> **What the task requires**
Identify each line below containing the string "React" and copy it.

> **Given data**

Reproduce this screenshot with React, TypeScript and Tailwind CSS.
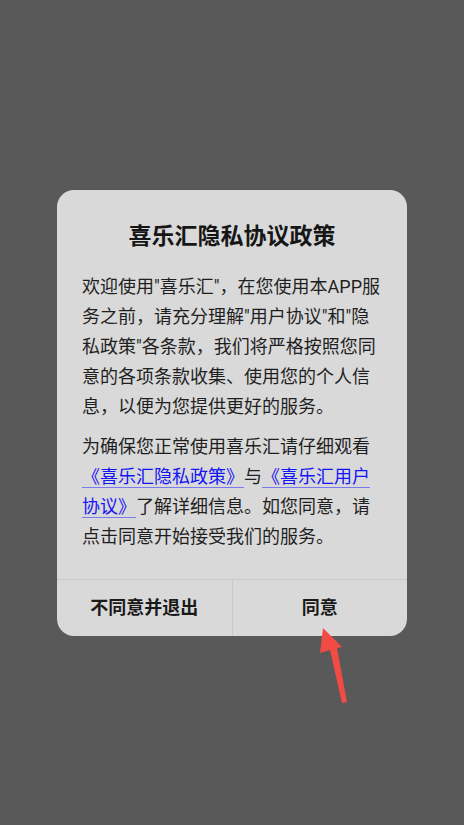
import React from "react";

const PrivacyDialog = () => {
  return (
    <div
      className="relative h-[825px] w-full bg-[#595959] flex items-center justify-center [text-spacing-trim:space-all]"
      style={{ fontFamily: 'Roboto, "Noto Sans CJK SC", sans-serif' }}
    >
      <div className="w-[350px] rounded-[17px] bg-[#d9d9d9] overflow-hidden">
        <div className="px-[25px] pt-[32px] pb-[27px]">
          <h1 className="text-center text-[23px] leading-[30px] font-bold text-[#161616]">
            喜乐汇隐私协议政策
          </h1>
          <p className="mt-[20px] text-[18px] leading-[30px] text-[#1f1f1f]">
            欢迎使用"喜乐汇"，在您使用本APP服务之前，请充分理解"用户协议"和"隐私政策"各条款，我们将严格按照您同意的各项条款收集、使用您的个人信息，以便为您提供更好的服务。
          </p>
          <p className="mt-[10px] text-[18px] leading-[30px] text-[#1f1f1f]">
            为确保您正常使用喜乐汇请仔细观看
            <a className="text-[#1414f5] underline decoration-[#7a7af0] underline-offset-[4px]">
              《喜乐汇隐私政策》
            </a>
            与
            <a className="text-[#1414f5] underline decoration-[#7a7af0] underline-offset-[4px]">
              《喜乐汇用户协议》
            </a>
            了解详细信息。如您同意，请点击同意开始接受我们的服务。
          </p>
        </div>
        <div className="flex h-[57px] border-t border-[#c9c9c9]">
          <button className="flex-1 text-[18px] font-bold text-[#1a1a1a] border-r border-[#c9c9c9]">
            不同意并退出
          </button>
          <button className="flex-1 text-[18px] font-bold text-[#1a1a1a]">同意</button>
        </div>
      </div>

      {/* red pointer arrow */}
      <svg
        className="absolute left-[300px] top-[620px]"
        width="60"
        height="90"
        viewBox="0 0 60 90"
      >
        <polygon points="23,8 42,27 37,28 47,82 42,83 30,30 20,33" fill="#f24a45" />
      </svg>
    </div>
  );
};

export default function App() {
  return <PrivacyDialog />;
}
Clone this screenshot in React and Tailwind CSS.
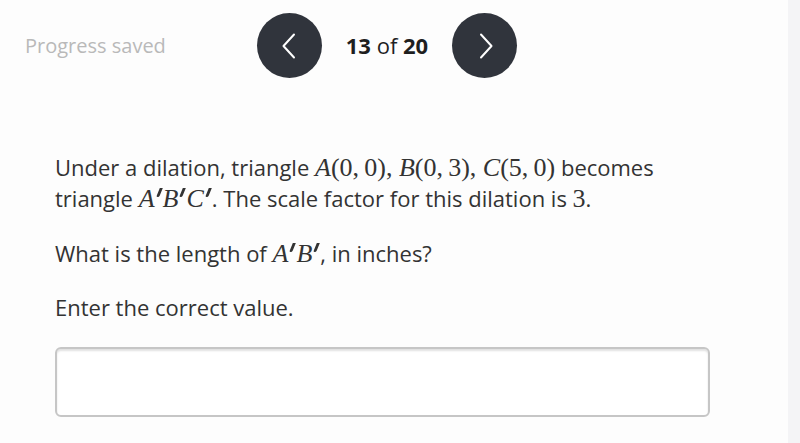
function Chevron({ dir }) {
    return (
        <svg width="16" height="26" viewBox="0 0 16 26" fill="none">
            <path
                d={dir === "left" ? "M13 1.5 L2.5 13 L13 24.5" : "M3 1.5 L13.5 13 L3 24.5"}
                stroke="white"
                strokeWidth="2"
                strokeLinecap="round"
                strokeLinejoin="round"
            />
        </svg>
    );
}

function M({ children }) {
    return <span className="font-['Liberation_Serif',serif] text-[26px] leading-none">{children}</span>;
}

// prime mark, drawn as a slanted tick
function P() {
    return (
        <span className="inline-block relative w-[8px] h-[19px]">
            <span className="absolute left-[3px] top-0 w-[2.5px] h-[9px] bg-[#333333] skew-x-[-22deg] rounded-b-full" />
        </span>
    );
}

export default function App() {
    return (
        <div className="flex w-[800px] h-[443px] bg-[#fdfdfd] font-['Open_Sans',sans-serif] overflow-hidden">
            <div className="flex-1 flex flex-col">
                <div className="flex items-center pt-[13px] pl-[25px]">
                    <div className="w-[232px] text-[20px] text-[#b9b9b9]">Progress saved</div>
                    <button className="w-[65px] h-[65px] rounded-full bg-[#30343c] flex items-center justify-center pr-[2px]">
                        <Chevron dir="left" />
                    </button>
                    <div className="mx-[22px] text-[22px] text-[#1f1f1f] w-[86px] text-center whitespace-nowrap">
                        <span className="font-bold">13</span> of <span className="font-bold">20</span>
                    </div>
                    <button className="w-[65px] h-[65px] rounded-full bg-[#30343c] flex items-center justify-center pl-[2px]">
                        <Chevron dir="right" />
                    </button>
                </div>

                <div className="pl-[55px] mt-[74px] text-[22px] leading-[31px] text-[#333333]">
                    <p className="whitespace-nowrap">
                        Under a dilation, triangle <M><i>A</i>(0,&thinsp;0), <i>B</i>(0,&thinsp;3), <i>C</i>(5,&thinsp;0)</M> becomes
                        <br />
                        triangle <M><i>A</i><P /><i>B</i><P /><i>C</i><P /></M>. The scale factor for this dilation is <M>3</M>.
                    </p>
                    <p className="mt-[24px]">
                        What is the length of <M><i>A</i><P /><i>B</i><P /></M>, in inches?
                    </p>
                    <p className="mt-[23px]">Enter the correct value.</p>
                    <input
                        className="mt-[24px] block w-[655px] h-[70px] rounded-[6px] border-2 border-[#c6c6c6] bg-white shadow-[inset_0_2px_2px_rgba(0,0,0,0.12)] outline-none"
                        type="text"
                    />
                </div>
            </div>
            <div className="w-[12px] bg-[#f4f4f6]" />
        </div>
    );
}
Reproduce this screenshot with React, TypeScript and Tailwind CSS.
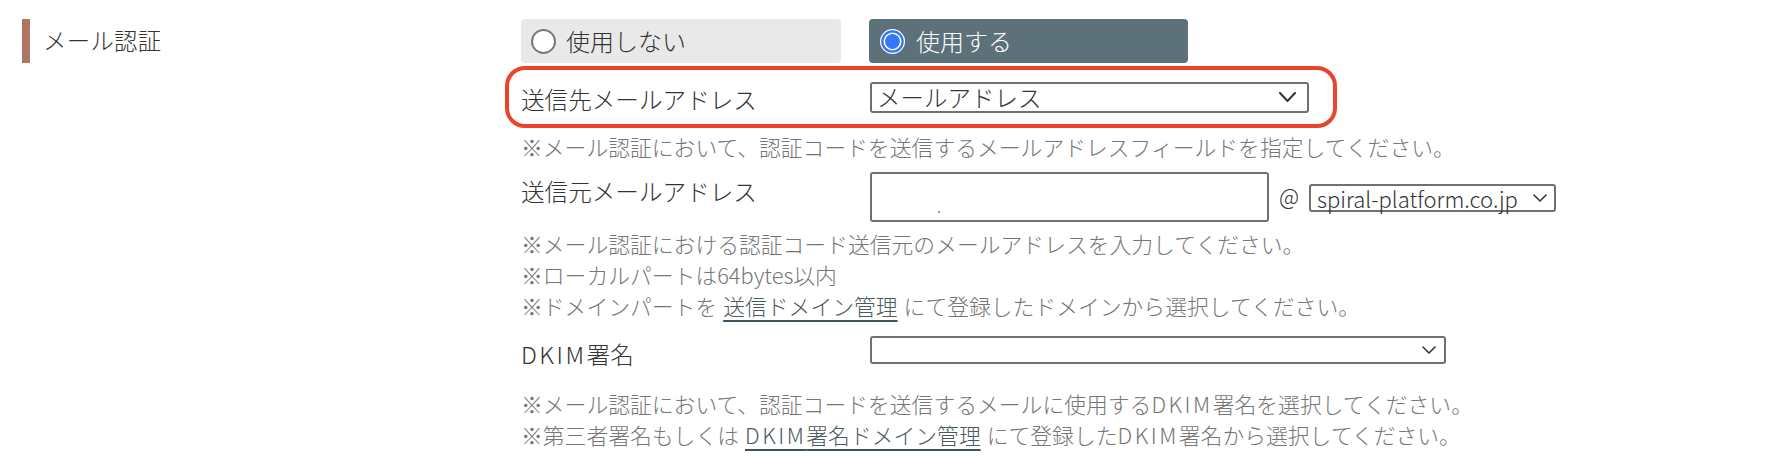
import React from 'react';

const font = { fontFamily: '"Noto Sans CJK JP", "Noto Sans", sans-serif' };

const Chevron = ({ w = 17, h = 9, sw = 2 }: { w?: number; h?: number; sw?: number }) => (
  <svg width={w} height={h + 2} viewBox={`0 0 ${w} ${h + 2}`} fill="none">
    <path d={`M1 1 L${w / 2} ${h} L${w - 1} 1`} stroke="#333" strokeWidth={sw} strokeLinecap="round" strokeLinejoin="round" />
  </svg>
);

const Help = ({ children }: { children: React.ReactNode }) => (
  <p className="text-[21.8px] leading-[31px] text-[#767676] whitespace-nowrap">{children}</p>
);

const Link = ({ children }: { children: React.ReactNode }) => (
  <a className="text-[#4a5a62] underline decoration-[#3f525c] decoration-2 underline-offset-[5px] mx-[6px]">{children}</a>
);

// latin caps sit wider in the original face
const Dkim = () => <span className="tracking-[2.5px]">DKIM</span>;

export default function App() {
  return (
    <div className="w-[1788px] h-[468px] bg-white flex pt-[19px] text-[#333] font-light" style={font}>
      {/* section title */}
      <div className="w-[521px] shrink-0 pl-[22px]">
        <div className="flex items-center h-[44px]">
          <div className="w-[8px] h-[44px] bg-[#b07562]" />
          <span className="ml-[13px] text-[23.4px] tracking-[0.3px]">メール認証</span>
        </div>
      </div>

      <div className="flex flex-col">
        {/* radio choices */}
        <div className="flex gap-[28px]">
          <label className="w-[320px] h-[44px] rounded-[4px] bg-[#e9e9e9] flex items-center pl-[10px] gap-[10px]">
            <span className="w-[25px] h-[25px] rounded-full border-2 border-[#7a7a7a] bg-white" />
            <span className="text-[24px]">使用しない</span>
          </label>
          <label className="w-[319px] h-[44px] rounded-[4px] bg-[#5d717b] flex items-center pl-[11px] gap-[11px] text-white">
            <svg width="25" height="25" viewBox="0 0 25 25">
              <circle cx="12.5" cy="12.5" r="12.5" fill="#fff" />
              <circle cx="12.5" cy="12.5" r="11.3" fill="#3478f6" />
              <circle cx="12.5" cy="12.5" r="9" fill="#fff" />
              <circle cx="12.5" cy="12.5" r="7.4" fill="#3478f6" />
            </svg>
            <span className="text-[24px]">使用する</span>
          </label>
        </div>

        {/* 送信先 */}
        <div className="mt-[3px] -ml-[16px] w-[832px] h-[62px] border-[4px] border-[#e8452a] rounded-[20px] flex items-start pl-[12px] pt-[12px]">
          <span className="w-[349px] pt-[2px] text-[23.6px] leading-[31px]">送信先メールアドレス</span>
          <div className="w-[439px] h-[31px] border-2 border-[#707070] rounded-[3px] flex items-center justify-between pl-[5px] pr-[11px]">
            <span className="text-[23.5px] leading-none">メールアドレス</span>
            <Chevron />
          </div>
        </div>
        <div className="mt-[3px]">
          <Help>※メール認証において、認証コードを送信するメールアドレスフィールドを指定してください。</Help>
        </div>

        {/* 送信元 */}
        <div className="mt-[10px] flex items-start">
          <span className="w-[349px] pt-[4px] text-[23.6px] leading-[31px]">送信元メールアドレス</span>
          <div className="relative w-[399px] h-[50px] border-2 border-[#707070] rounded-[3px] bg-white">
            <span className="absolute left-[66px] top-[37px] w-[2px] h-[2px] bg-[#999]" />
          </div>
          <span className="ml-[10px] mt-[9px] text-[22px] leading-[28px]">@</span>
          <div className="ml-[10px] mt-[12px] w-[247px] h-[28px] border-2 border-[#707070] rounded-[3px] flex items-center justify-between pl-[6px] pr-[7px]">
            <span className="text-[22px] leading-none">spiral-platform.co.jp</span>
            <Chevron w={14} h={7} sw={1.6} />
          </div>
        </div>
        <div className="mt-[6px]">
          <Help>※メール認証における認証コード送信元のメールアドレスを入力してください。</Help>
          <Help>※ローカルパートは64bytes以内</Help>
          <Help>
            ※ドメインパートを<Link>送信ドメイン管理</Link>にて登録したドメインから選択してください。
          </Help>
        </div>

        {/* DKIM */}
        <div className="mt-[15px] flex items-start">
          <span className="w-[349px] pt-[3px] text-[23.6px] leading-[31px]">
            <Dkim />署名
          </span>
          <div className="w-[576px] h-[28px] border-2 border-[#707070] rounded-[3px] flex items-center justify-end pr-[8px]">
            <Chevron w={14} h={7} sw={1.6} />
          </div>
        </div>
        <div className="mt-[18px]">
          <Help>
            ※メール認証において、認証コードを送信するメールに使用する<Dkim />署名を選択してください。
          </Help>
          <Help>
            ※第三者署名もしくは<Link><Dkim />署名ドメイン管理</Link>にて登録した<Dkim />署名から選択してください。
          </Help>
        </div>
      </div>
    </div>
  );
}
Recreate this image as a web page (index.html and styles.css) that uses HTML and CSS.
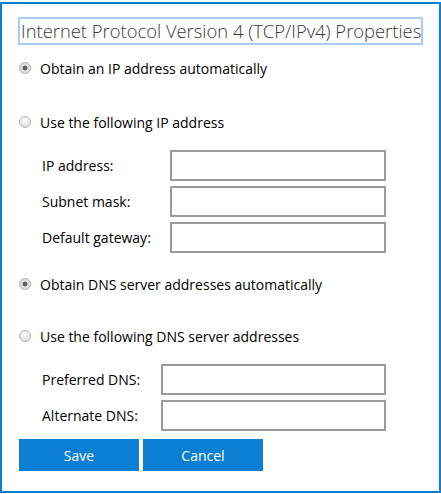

> **Answer below**
Reproduce this screenshot with React, TypeScript and Tailwind CSS.
import React from "react";
Clone this screenshot in React and Tailwind CSS.
Reproduce this screenshot with React, TypeScript and Tailwind CSS.
import React from 'react';
const Help = ({ children }: { children: React.ReactNode }) => (
const Link = ({ children }: { children: React.ReactNode }) => (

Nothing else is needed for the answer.